1. Forced Prioritization

When you tell a team "I'm working on X today," you've made a public commitment. You've also implicitly said "I'm not working on Y and Z." Solopreneurs rarely make this trade-off explicit, which leads to scattered days where you touch 8 things and finish none.

2. Blocker Visibility

On a team, saying "I'm blocked by the API" gets immediate help. As a solopreneur, blockers fester silently. You avoid the hard thing, work around it, and three weeks later realize you've been productive on everything except the one thing that matters.

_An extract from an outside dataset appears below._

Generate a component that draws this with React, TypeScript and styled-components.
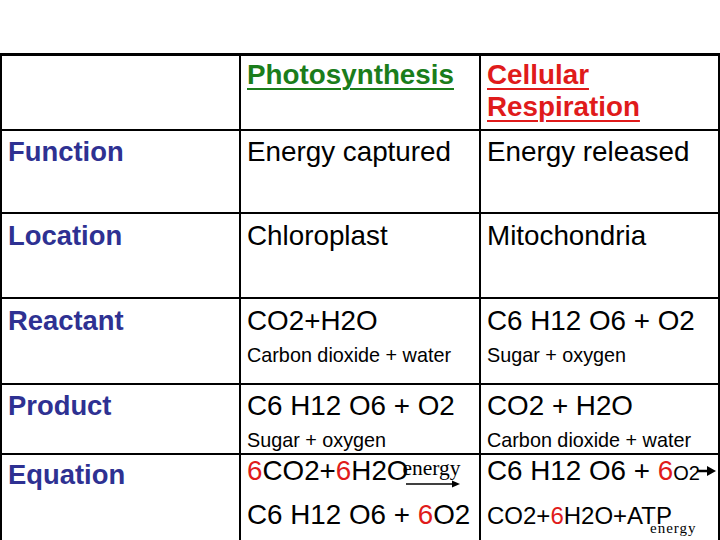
import React from "react";
import styled, { createGlobalStyle } from "styled-components";

const Global = createGlobalStyle`
  html, body { margin: 0; padding: 0; background: #fff; overflow: hidden; }
  body { font-family: "Liberation Sans", Arial, sans-serif; }
`;

const Page = styled.div`
  width: 720px;
  height: 540px;
  padding-top: 53px;
  box-sizing: border-box;
  overflow: hidden;
`;

const Table = styled.div`
  display: grid;
  grid-template-columns: 239px 240px 239px;
  grid-template-rows: 75px 83px 85px 86px 70px 92px;
  border-top: 3px solid #000;
  border-left: 2px solid #000;
`;

const Cell = styled.div<{ $pt?: number }>`
  box-sizing: border-box;
  border-right: 2px solid #000;
  border-bottom: 2px solid #000;
  padding: ${(p) => p.$pt ?? 5}px 6px 0 6px;
  font-size: 27.8px;
  line-height: 32px;
  color: #000;
  white-space: nowrap;
  overflow: hidden;
`;

const HeadText = styled.div<{ $color: string }>`
  font-weight: bold;
  font-size: 27.8px;
  line-height: 32px;
  color: ${(p) => p.$color};
  text-decoration: underline;
  text-decoration-thickness: 2px;
  text-underline-offset: 4px;
  white-space: normal;
`;

const Label = styled.div<{ $mt?: number }>`
  font-weight: bold;
  color: #2e3192;
  font-size: 27.4px;
  margin-top: ${(p) => p.$mt ?? 0}px;
`;

const Main = styled.div``;

const Sub = styled.div`
  font-size: 19.8px;
  line-height: 24px;
  margin-top: 6px;
`;

const EqLine = styled.div<{ $mt?: number; $size?: number }>`
  font-size: ${(p) => p.$size ?? 27.8}px;
  line-height: 32px;
  margin-top: ${(p) => p.$mt ?? 0}px;
  white-space: nowrap;
`;

const Red = styled.span`
  color: #e01b1b;
`;

const Small = styled.span`
  font-size: 20px;
`;

const EnergyArrow = styled.span`
  display: inline-flex;
  flex-direction: column;
  align-items: flex-start;
  margin-left: -6px;
  vertical-align: 5px;
`;

const SerifWord = styled.span<{ $size: number; $ls?: number }>`
  font-family: "Liberation Serif", "Times New Roman", serif;
  font-size: ${(p) => p.$size}px;
  line-height: ${(p) => p.$size}px;
  letter-spacing: ${(p) => p.$ls ?? 0}px;
`;

const LowWord = styled.span`
  display: inline-block;
  margin-left: -22px;
  vertical-align: -9px;
`;

const Arrow = ({ w }: { w: number }) => (
  <svg width={w} height="8" viewBox={`0 0 ${w} 8`} style={{ display: "block", marginLeft: 4 }}>
    <line x1="0" y1="4" x2={w - 6} y2="4" stroke="#000" strokeWidth="1.6" />
    <polygon points={`${w - 8},0.5 ${w},4 ${w - 8},7.5`} fill="#000" />
  </svg>
);

const EndArrow = styled.svg`
  vertical-align: 4px;
  margin-left: -3px;
`;

export default function App() {
  return (
    <Page>
      <Global />
      <Table>
        <Cell $pt={3} />
        <Cell $pt={3}>
          <HeadText $color="#1b7d1b">Photosynthesis</HeadText>
        </Cell>
        <Cell $pt={3}>
          <HeadText $color="#e01b1b">
            Cellular
            <br />
            Respiration
          </HeadText>
        </Cell>

        <Cell>
          <Label>Function</Label>
        </Cell>
        <Cell>
          <Main>Energy captured</Main>
        </Cell>
        <Cell>
          <Main>Energy released</Main>
        </Cell>

        <Cell $pt={6}>
          <Label>Location</Label>
        </Cell>
        <Cell $pt={6}>
          <Main>Chloroplast</Main>
        </Cell>
        <Cell $pt={6}>
          <Main>Mitochondria</Main>
        </Cell>

        <Cell $pt={6}>
          <Label>Reactant</Label>
        </Cell>
        <Cell $pt={6}>
          <Main>CO2+H2O</Main>
          <Sub>Carbon dioxide + water</Sub>
        </Cell>
        <Cell $pt={6}>
          <Main>C6 H12 O6 + O2</Main>
          <Sub>Sugar + oxygen</Sub>
        </Cell>

        <Cell>
          <Label>Product</Label>
        </Cell>
        <Cell>
          <Main>C6 H12 O6 + O2</Main>
          <Sub>Sugar + oxygen</Sub>
        </Cell>
        <Cell>
          <Main>CO2 + H2O</Main>
          <Sub>Carbon dioxide + water</Sub>
        </Cell>

        <Cell $pt={0}>
          <Label $mt={4}>Equation</Label>
        </Cell>
        <Cell $pt={0}>
          <EqLine>
            <Red>6</Red>CO2+<Red>6</Red>H2O
            <EnergyArrow>
              <SerifWord $size={21.5}>energy</SerifWord>
              <Arrow w={54} />
            </EnergyArrow>
          </EqLine>
          <EqLine $mt={11}>
            C6 H12 O6 + <Red>6</Red>O2
          </EqLine>
        </Cell>
        <Cell $pt={0}>
          <EqLine>
            C6 H12 O6 + <Red>6</Red>
            <Small>O2</Small>
            <EndArrow width="20" height="10" viewBox="0 0 20 10">
              <line x1="0" y1="5" x2="12" y2="5" stroke="#000" strokeWidth="2.5" />
              <polygon points="10,0 19,5 10,10" fill="#000" />
            </EndArrow>
          </EqLine>
          <EqLine $mt={11} $size={24}>
            CO2+<Red>6</Red>H2O+ATP
            <LowWord>
              <SerifWord $size={15} $ls={1}>
                energy
              </SerifWord>
            </LowWord>
          </EqLine>
        </Cell>
      </Table>
    </Page>
  );
}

A standup forces you to name the blocker and commit to one action to address it. That's often all it takes to get unstuck.

3. Progress Tracking

Teams have sprint velocity, burndown charts, and retrospectives. Solopreneurs have vibes. "I feel like I'm making progress" is not a metric. A daily standup creates an actual record of what you shipped, day by day.

How to Do a Solo Standup

You have three options, from lowest to highest effectiveness:

  1. Write it down. Open a note each morning and type answers to the three questions. Simple, free, and better than nothing.
  2. Tell a friend. Find another solopreneur and swap daily voice messages or texts. Adds social accountability but depends on both people staying committed.
  3. Use a voice standup tool. Apps like Anchor run a structured voice conversation every morning. The AI asks follow-up questions, remembers your previous answers, and generates summaries. Highest consistency because the tool does the prompting.

The Five-Minute Investment

A standup takes five minutes. That's 0.5% of your waking hours. In exchange, you get clarity on your priorities, visibility into your blockers, and a running log of everything you've built.

If you're a solopreneur who doesn't do standups, you're leaving the easiest productivity win on the table. Start tomorrow morning.